#### RECORDED INFORMATION
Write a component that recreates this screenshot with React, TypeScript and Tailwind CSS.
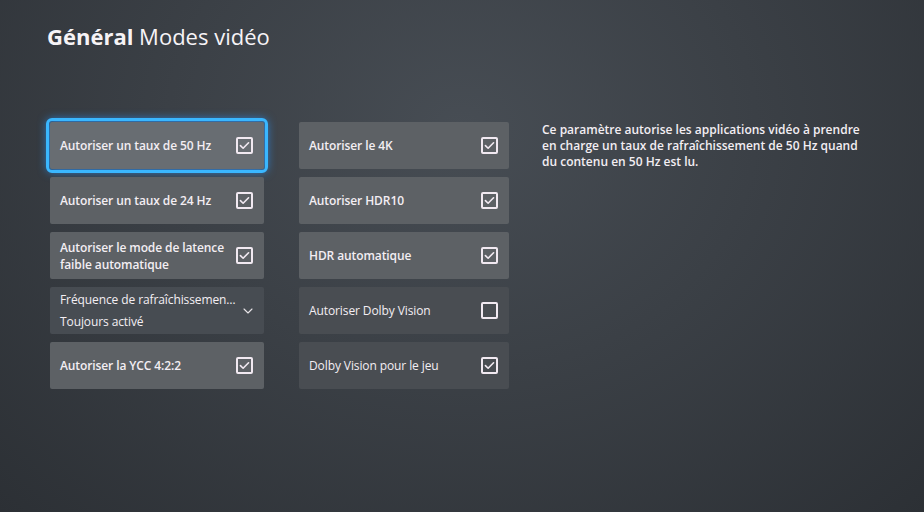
import { ChevronDown } from "lucide-react";

type Item = { label: string; checked: boolean; bold?: boolean; focused?: boolean };

const LEFT: Item[] = [
  { label: "Autoriser un taux de 50 Hz", checked: true, bold: true, focused: true },
  { label: "Autoriser un taux de 24 Hz", checked: true, bold: true },
  { label: "Autoriser le mode de latence faible automatique", checked: true, bold: true },
];

const RIGHT: Item[] = [
  { label: "Autoriser le 4K", checked: true, bold: true },
  { label: "Autoriser HDR10", checked: true, bold: true },
  { label: "HDR automatique", checked: true, bold: true },
  { label: "Autoriser Dolby Vision", checked: false },
  { label: "Dolby Vision pour le jeu", checked: true },
];

function Checkbox({ checked }: { checked: boolean }) {
  return (
    <div className="flex h-[17px] w-[17px] shrink-0 items-center justify-center rounded-[2px] border-2 border-[#f1e9f1]">
      {checked && (
        <svg viewBox="0 0 16 16" className="h-[13px] w-[13px]" fill="none">
          <path d="M3 8.2l3.3 3.2L13 4.6" stroke="#f1e9f1" strokeWidth="2" strokeLinecap="round" strokeLinejoin="round" />
        </svg>
      )}
    </div>
  );
}

function Tile({ item }: { item: Item }) {
  const bg = item.focused
    ? "bg-[#686d72] outline-[3px] outline-solid outline-[#3ab7ff] outline-offset-[1px] shadow-[0_0_10px_3px_rgba(40,150,255,0.75)]"
    : item.bold
      ? "bg-[#5d6165]"
      : "bg-[#494d52]";
  return (
    <div className={`flex h-[47px] items-center justify-between gap-1 rounded-[2px] pl-[10px] pr-[11px] ${bg}`}>
      <span
        className={`text-[12px] leading-[17px] tracking-[-0.1px] text-[#f3eef3] ${item.bold ? "font-semibold" : "font-normal"}`}
      >
        {item.label}
      </span>
      <Checkbox checked={item.checked} />
    </div>
  );
}

export default function App() {
  return (
    <div
      className="h-[512px] w-[924px] overflow-hidden bg-[radial-gradient(ellipse_at_50%_25%,#474d54_0%,#3b4046_45%,#2c3035_100%)] pl-[47px] pt-[22px]"
      style={{ fontFamily: '"Open Sans", "Noto Sans", sans-serif' }}
    >
      <h1 className="text-[22px] leading-[28px] text-[#f6f3f6]">
        <span className="font-bold">Général</span> <span className="font-normal">Modes vidéo</span>
      </h1>

      <div className="mt-[72px] flex items-start pl-[3px]">
        <div className="flex w-[214px] flex-col gap-[8px]">
          {LEFT.map((it) => (
            <Tile key={it.label} item={it} />
          ))}
          <div className="flex h-[47px] items-center justify-between gap-1 rounded-[2px] bg-[#474c52] pl-[10px] pr-[12px]">
            <div className="flex flex-col gap-[5px] whitespace-nowrap text-[12px] leading-[17px] tracking-[-0.1px] text-[#f3eef3]">
              <span>Fréquence de rafraîchissemen…</span>
              <span>Toujours activé</span>
            </div>
            <ChevronDown className="h-[16px] w-[16px] shrink-0 text-[#e8e4e8]" strokeWidth={1.6} />
          </div>
          <Tile item={{ label: "Autoriser la YCC 4:2:2", checked: true, bold: true }} />
        </div>

        <div className="ml-[35px] flex w-[210px] flex-col gap-[8px]">
          {RIGHT.map((it) => (
            <Tile key={it.label} item={it} />
          ))}
        </div>

        <p className="ml-[33px] w-[325px] text-[12px] font-semibold leading-[16px] text-[#f3eef3]">
          Ce paramètre autorise les applications vidéo à prendre en charge un taux de rafraîchissement de 50 Hz quand
          du contenu en 50 Hz est lu.
        </p>
      </div>
    </div>
  );
}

#### DIRECTIONS
Write out exactly the lines between the start of the data and the line with "string; checked: boolean;", including both, but none of the pictures.

#### THE COMPLETED TASK
Write a component that recreates this screenshot with React, TypeScript and Tailwind CSS.
import { ChevronDown } from "lucide-react";

type Item = { label: string; checked: boolean; bold?: boolean; focused?: boolean };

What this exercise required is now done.